Locals in Whale Cove are seeing more bears in town, so they’re pushing to be able to shoot more of them. “We’ve been asking for more quota each year, but we never get that,” Jones says.

The responsibility for wildlife management and funding of bear programs falls primarily on the provinces and territories, with World Wildlife Fund providing additional funding in Arviat, where it says funding is preventing polar bear deaths. Canada’s federal government is also working with the US, Russia, Greenland, and Norway to compile human-bear conflict data to look for trends and find the most effective deterrents to protect bears and people. That federal program doesn’t come with more funding for bear guards like Ikakhik.

Ikakhik wishes there were more bear guards in Arviat, to keep both bears and humans safe.

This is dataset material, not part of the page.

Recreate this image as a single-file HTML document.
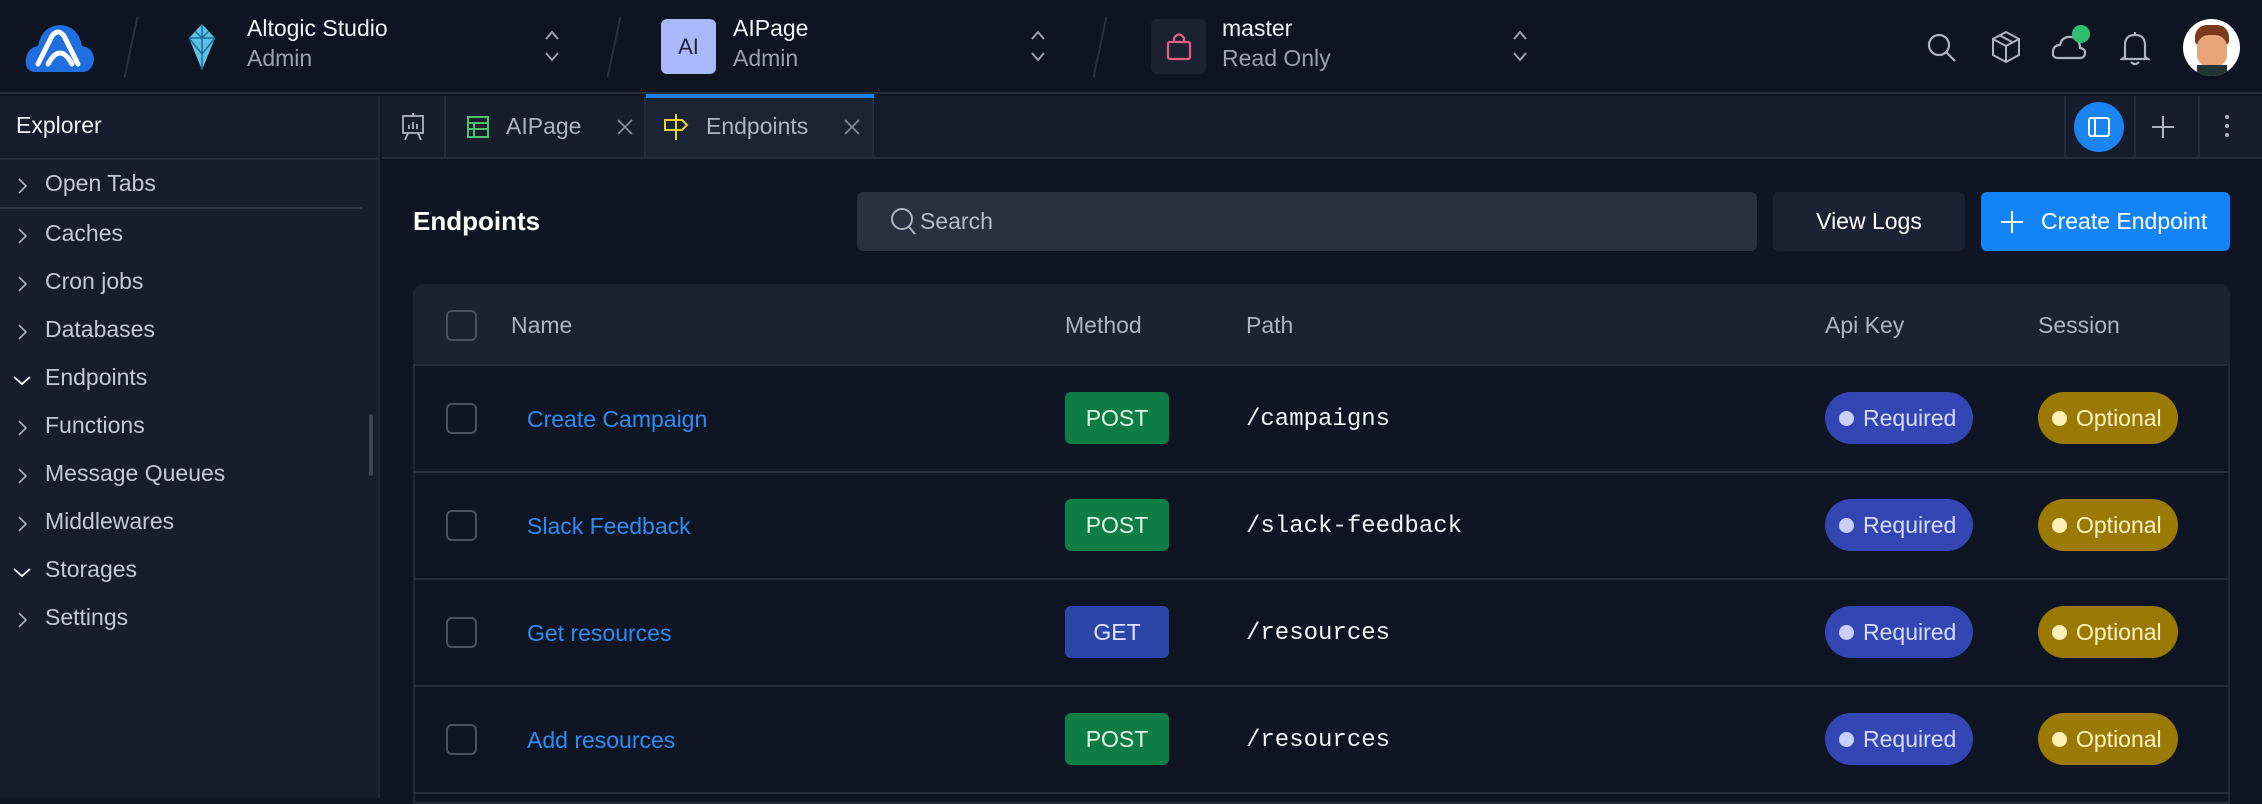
<!DOCTYPE html>
<html><head><meta charset="utf-8"><style>
*{box-sizing:border-box;margin:0;padding:0}
body{width:2262px;height:798px;overflow:hidden;background:#0f1522;font-family:"Liberation Sans",sans-serif;color:#e6e9ef;position:relative}
.abs{position:absolute}
.hdr{left:0;top:0;width:2262px;height:94px;background:#0f1422;border-bottom:2px solid #262d3b}
.slash{width:2px;height:62px;background:#2a3140;transform:rotate(12deg);top:16px}
.t1{font-size:23px;color:#f2f4f7}
.t2{font-size:23px;color:#9aa1ad}
.side{left:0;top:96px;width:380px;height:702px;background:#171d2c;border-right:2px solid #222938}
.item{position:absolute;left:0;font-size:23px;color:#c3c8d2}
.item svg{position:absolute;left:12px;top:4px}
.item span{position:absolute;left:45px;top:0;white-space:nowrap}
.tabs{left:382px;top:96px;width:1880px;height:63px;background:#171d2c;border-bottom:2px solid #262d3b}
.tab{position:absolute;top:0;height:61px;border-right:2px solid #262d3b}
.th{font-size:23px;color:#aeb4bf;position:absolute}
.row{position:absolute;left:413px;width:1817px;height:107px;border-bottom:2px solid #262d3b}
.cb{position:absolute;left:33px;width:31px;height:31px;border:2px solid #4a5160;border-radius:6px}
.nm{position:absolute;left:114px;font-size:23px;color:#2b8df5}
.badge{position:absolute;left:652px;width:104px;height:52px;border-radius:6px;font-size:23px;color:#dff5e7;text-align:center;line-height:52px}
.path{position:absolute;left:833px;font-family:"Liberation Mono",monospace;font-size:24px;color:#f0f2f5}
.pill{position:absolute;height:52px;border-radius:26px;font-size:23px;line-height:52px;padding-left:38px}
.pill:before{content:"";position:absolute;left:14px;top:19px;width:15px;height:15px;border-radius:50%}
.req{left:1412px;width:148px;background:#3446b4;color:#d6dcff}
.req:before{background:#c9d0ff}
.opt{left:1625px;width:140px;background:#9a7905;color:#fff3c4}
.opt:before{background:#fff0b8}
</style></head><body>
<div class="abs hdr">
 <svg class="abs" style="left:24px;top:22px" width="72" height="52" viewBox="0 0 72 52"><path d="M10 50 Q0 48 2 36 Q4 26 14 24 Q18 4 36 3 Q54 4 58 24 Q70 26 70 38 Q68 50 58 50Z" fill="#1f6fe0"/><path d="M14 42 L28 14 Q34 6 40 14 L54 42 M24 42 Q36 20 48 42" fill="none" stroke="#fff" stroke-width="5" stroke-linecap="round"/></svg>
 <div class="abs slash" style="left:130px"></div>
 <svg class="abs" style="left:185px;top:24px" width="34" height="46" viewBox="0 0 34 46"><path d="M17 0 L30 14 L17 46 L4 14Z" fill="#5cc0e8"/><path d="M4 14 H30 M17 0 V46 M10 7 L17 14 L24 7 M4 14 L17 30 L30 14" stroke="#1d6e96" stroke-width="1.5" fill="none"/></svg>
 <div class="abs t1" style="left:247px;top:15px">Altogic Studio</div>
 <div class="abs t2" style="left:247px;top:45px">Admin</div>
 <svg class="abs" style="left:543px;top:28px" width="18" height="36" viewBox="0 0 18 36" fill="none" stroke="#9aa1ad" stroke-width="2"><path d="M3 11 L9 4 L15 11 M3 25 L9 32 L15 25"/></svg>
 <div class="abs slash" style="left:613px"></div>
 <div class="abs" style="left:661px;top:19px;width:55px;height:55px;border-radius:6px;background:#a8b8f8;color:#1c2440;font-size:22px;text-align:center;line-height:55px">AI</div>
 <div class="abs t1" style="left:733px;top:15px">AIPage</div>
 <div class="abs t2" style="left:733px;top:45px">Admin</div>
 <svg class="abs" style="left:1029px;top:28px" width="18" height="36" viewBox="0 0 18 36" fill="none" stroke="#9aa1ad" stroke-width="2"><path d="M3 11 L9 4 L15 11 M3 25 L9 32 L15 25"/></svg>
 <div class="abs slash" style="left:1099px"></div>
 <div class="abs" style="left:1151px;top:19px;width:55px;height:55px;border-radius:6px;background:#1b2231"></div>
 <svg class="abs" style="left:1166px;top:31px" width="26" height="30" viewBox="0 0 26 30"><rect x="2" y="11" width="22" height="17" rx="2" fill="none" stroke="#e0608a" stroke-width="2.2"/><path d="M8 11 V7 Q13 0 18 7 V11" fill="none" stroke="#e0608a" stroke-width="2.2"/></svg>
 <div class="abs t1" style="left:1222px;top:15px">master</div>
 <div class="abs t2" style="left:1222px;top:45px">Read Only</div>
 <svg class="abs" style="left:1511px;top:28px" width="18" height="36" viewBox="0 0 18 36" fill="none" stroke="#9aa1ad" stroke-width="2"><path d="M3 11 L9 4 L15 11 M3 25 L9 32 L15 25"/></svg>
 <svg class="abs" style="left:1926px;top:32px" width="32" height="32" viewBox="0 0 32 32" fill="none" stroke="#aeb4bf" stroke-width="2.2"><circle cx="13" cy="13" r="10"/><path d="M20 20 L29 29"/></svg>
 <svg class="abs" style="left:1990px;top:30px" width="32" height="34" viewBox="0 0 32 34" fill="none" stroke="#aeb4bf" stroke-width="2"><path d="M16 2 L29 9 V25 L16 32 L3 25 V9Z M3 9 L16 16 L29 9 M16 16 V32 M9 5 L22 12"/></svg>
 <svg class="abs" style="left:2050px;top:22px" width="42" height="42" viewBox="0 0 42 42" fill="none" stroke="#aeb4bf" stroke-width="2.2"><path d="M8 36 Q2 36 3 29 Q4 23 10 23 Q12 14 22 15 Q30 17 30 26 Q36 27 35 32 Q34 36 30 36Z"/><circle cx="31" cy="12" r="9" fill="#2fbf71" stroke="none"/></svg>
 <svg class="abs" style="left:2120px;top:30px" width="30" height="36" viewBox="0 0 30 36" fill="none" stroke="#aeb4bf" stroke-width="2.2"><path d="M5 27 V15 Q5 5 15 5 Q25 5 25 15 V27 L28 29 H2Z M11 32 Q15 36 19 32 M15 2 V5"/></svg>
 <div class="abs" style="left:2183px;top:19px;width:57px;height:57px;border-radius:50%;background:#fff;overflow:hidden"><div style="position:absolute;left:12px;top:6px;width:34px;height:20px;border-radius:12px 12px 4px 4px;background:#7a3b1a"></div><div style="position:absolute;left:14px;top:16px;width:30px;height:32px;border-radius:12px;background:#e9a57a"></div><div style="position:absolute;left:14px;top:46px;width:30px;height:14px;background:#233;"></div></div>
</div>
<div class="abs side">
 <div class="abs" style="left:16px;top:16px;font-size:23px;color:#f2f4f7">Explorer</div>
 <div class="abs" style="left:0;top:62px;width:378px;height:2px;background:#262d3b"></div>
 <div class="abs" style="left:0;top:111px;width:362px;height:2px;background:#2b3344"></div>
 <div class="abs" style="left:369px;top:318px;width:4px;height:62px;background:#3a4254;border-radius:2px"></div>
</div>
<div class="item" style="top:170px"><svg width="20" height="24" viewBox="0 0 20 24"><path d="M7 5 L14 12 L7 19" fill="none" stroke="#aeb4bf" stroke-width="1.6"/></svg><span>Open Tabs</span></div>
<div class="item" style="top:220px"><svg width="20" height="24" viewBox="0 0 20 24"><path d="M7 5 L14 12 L7 19" fill="none" stroke="#aeb4bf" stroke-width="1.6"/></svg><span>Caches</span></div>
<div class="item" style="top:268px"><svg width="20" height="24" viewBox="0 0 20 24"><path d="M7 5 L14 12 L7 19" fill="none" stroke="#aeb4bf" stroke-width="1.6"/></svg><span>Cron jobs</span></div>
<div class="item" style="top:316px"><svg width="20" height="24" viewBox="0 0 20 24"><path d="M7 5 L14 12 L7 19" fill="none" stroke="#aeb4bf" stroke-width="1.6"/></svg><span>Databases</span></div>
<div class="item" style="top:364px"><svg width="20" height="24" viewBox="0 0 20 24"><path d="M2 9 L10 16 L18 9" fill="none" stroke="#fff" stroke-width="1.8"/></svg><span>Endpoints</span></div>
<div class="item" style="top:412px"><svg width="20" height="24" viewBox="0 0 20 24"><path d="M7 5 L14 12 L7 19" fill="none" stroke="#aeb4bf" stroke-width="1.6"/></svg><span>Functions</span></div>
<div class="item" style="top:460px"><svg width="20" height="24" viewBox="0 0 20 24"><path d="M7 5 L14 12 L7 19" fill="none" stroke="#aeb4bf" stroke-width="1.6"/></svg><span>Message Queues</span></div>
<div class="item" style="top:508px"><svg width="20" height="24" viewBox="0 0 20 24"><path d="M7 5 L14 12 L7 19" fill="none" stroke="#aeb4bf" stroke-width="1.6"/></svg><span>Middlewares</span></div>
<div class="item" style="top:556px"><svg width="20" height="24" viewBox="0 0 20 24"><path d="M2 9 L10 16 L18 9" fill="none" stroke="#fff" stroke-width="1.8"/></svg><span>Storages</span></div>
<div class="item" style="top:604px"><svg width="20" height="24" viewBox="0 0 20 24"><path d="M7 5 L14 12 L7 19" fill="none" stroke="#aeb4bf" stroke-width="1.6"/></svg><span>Settings</span></div>
<div class="abs tabs">
 <div class="tab" style="left:0;width:64px"><svg style="position:absolute;left:18px;top:16px" width="26" height="30" viewBox="0 0 26 30" fill="none" stroke="#aeb4bf" stroke-width="1.8"><rect x="3" y="4" width="20" height="17"/><path d="M13 1 V4 M8 21 L5 28 M18 21 L21 28 M9 17 V13 M13 17 V10 M17 17 V12"/></svg></div>
 <div class="tab" style="left:64px;width:200px"><svg style="position:absolute;left:20px;top:19px" width="24" height="24" viewBox="0 0 24 24" fill="none" stroke="#4cc26a" stroke-width="2"><rect x="2" y="2" width="20" height="20"/><path d="M2 8 H22 M2 14 H22 M8 8 V22"/></svg><div class="th" style="left:60px;top:17px">AIPage</div><svg style="position:absolute;left:170px;top:22px" width="18" height="18" viewBox="0 0 18 18" stroke="#8a909c" stroke-width="1.6"><path d="M2 2 L16 16 M16 2 L2 16"/></svg></div>
 <div class="tab" style="left:264px;width:228px;background:#1c2333"><div style="position:absolute;left:0;top:-2px;width:228px;height:4px;background:#1a84f2"></div><svg style="position:absolute;left:16px;top:16px" width="28" height="30" viewBox="0 0 28 30" fill="none" stroke="#e8d431" stroke-width="2"><path d="M14 2 V28 M3 8 H20 L25 13 L20 18 H3Z"/></svg><div class="th" style="left:60px;top:17px">Endpoints</div><svg style="position:absolute;left:197px;top:22px" width="18" height="18" viewBox="0 0 18 18" stroke="#8a909c" stroke-width="1.6"><path d="M2 2 L16 16 M16 2 L2 16"/></svg></div>
 <div class="abs" style="left:1682px;top:0;width:2px;height:61px;background:#262d3b"></div>
 <div class="abs" style="left:1692px;top:6px;width:50px;height:50px;border-radius:25px;background:#1a84f2"></div>
 <svg class="abs" style="left:1705px;top:19px" width="24" height="24" viewBox="0 0 24 24" fill="none" stroke="#fff" stroke-width="2"><rect x="2" y="3" width="20" height="18" rx="2"/><path d="M8 3 V21"/></svg>
 <div class="abs" style="left:1752px;top:0;width:2px;height:61px;background:#262d3b"></div>
 <svg class="abs" style="left:1768px;top:18px" width="26" height="26" viewBox="0 0 26 26" stroke="#aeb4bf" stroke-width="2"><path d="M13 2 V24 M2 13 H24"/></svg>
 <div class="abs" style="left:1816px;top:0;width:2px;height:61px;background:#262d3b"></div>
 <div class="abs" style="left:1843px;top:19px;width:4px;height:4px;border-radius:2px;background:#aeb4bf;box-shadow:0 9px 0 #aeb4bf,0 18px 0 #aeb4bf"></div>
</div>
<div class="abs" style="left:413px;top:206px;font-size:26px;font-weight:bold;color:#fff">Endpoints</div>
<div class="abs" style="left:857px;top:192px;width:900px;height:59px;border-radius:6px;background:#283141"></div>
<svg class="abs" style="left:890px;top:207px" width="28" height="30" viewBox="0 0 28 30" fill="none" stroke="#aeb4bf" stroke-width="2"><circle cx="12" cy="12" r="10"/><path d="M19 20 L25 27"/></svg>
<div class="abs" style="left:920px;top:208px;font-size:23px;color:#b6bcc6">Search</div>
<div class="abs" style="left:1773px;top:192px;width:192px;height:59px;border-radius:6px;background:#1b2231;font-size:23px;color:#fff;text-align:center;line-height:59px">View Logs</div>
<div class="abs" style="left:1981px;top:192px;width:249px;height:59px;border-radius:6px;background:#1284f8;font-size:23px;color:#fff;line-height:59px;padding-left:60px">Create Endpoint</div>
<svg class="abs" style="left:1999px;top:209px" width="26" height="26" viewBox="0 0 26 26" stroke="#fff" stroke-width="2"><path d="M13 2 V24 M2 13 H24"/></svg>
<div class="abs" style="left:413px;top:284px;width:1817px;height:520px;border:2px solid #222938;border-radius:10px 10px 0 0"></div>
<div class="abs" style="left:413px;top:284px;width:1817px;height:82px;background:#1b2231;border-radius:10px 10px 0 0;border-bottom:2px solid #262d3b">
 <div class="cb" style="top:26px"></div>
 <div class="th" style="left:98px;top:28px">Name</div>
 <div class="th" style="left:652px;top:28px">Method</div>
 <div class="th" style="left:833px;top:28px">Path</div>
 <div class="th" style="left:1412px;top:28px">Api Key</div>
 <div class="th" style="left:1625px;top:28px">Session</div>
</div>
<div class="row" style="top:366px"><div class="cb" style="top:37px"></div><div class="nm" style="top:40px">Create Campaign</div><div class="badge" style="top:26px;background:#0e7d45">POST</div><div class="path" style="top:40px">/campaigns</div><div class="pill req" style="top:26px">Required</div><div class="pill opt" style="top:26px">Optional</div></div>
<div class="row" style="top:473px"><div class="cb" style="top:37px"></div><div class="nm" style="top:40px">Slack Feedback</div><div class="badge" style="top:26px;background:#0e7d45">POST</div><div class="path" style="top:40px">/slack-feedback</div><div class="pill req" style="top:26px">Required</div><div class="pill opt" style="top:26px">Optional</div></div>
<div class="row" style="top:580px"><div class="cb" style="top:37px"></div><div class="nm" style="top:40px">Get resources</div><div class="badge" style="top:26px;background:#2d44a8;color:#dfe4ff">GET</div><div class="path" style="top:40px">/resources</div><div class="pill req" style="top:26px">Required</div><div class="pill opt" style="top:26px">Optional</div></div>
<div class="row" style="top:687px"><div class="cb" style="top:37px"></div><div class="nm" style="top:40px">Add resources</div><div class="badge" style="top:26px;background:#0e7d45">POST</div><div class="path" style="top:40px">/resources</div><div class="pill req" style="top:26px">Required</div><div class="pill opt" style="top:26px">Optional</div></div>
</body></html>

“When it comes to resources, dealing with problem bears seems to be an issue that’s easy to ignore until a crisis occurs,” Derocher said. “The northern communities are terribly underfunded. I don’t think there are many towns in the south that would be as tolerant of large carnivores wandering through.”

Ikakhik wishes there were more bear guards in Arviat, to keep both bears and humans safe. “It would make it a lot easier if they would hire more.”

Since Ikakhik was hired in 2010, there have been 13 defense kills of polar bears, according to the government of Nunavut. From 2010 to 2012, there were 12 defense kills. Since then, and since the polar bear guard program started, the numbers have decreased dramatically — just one polar bear was shot for defensive reasons from 2012 to 2015

Ikakhik says he’d support more resources for the program from Nunavut or the federal government.

“Whoever wants to be involved and make everybody that much safer, whoever is willing to step in, we’d really appreciate it.”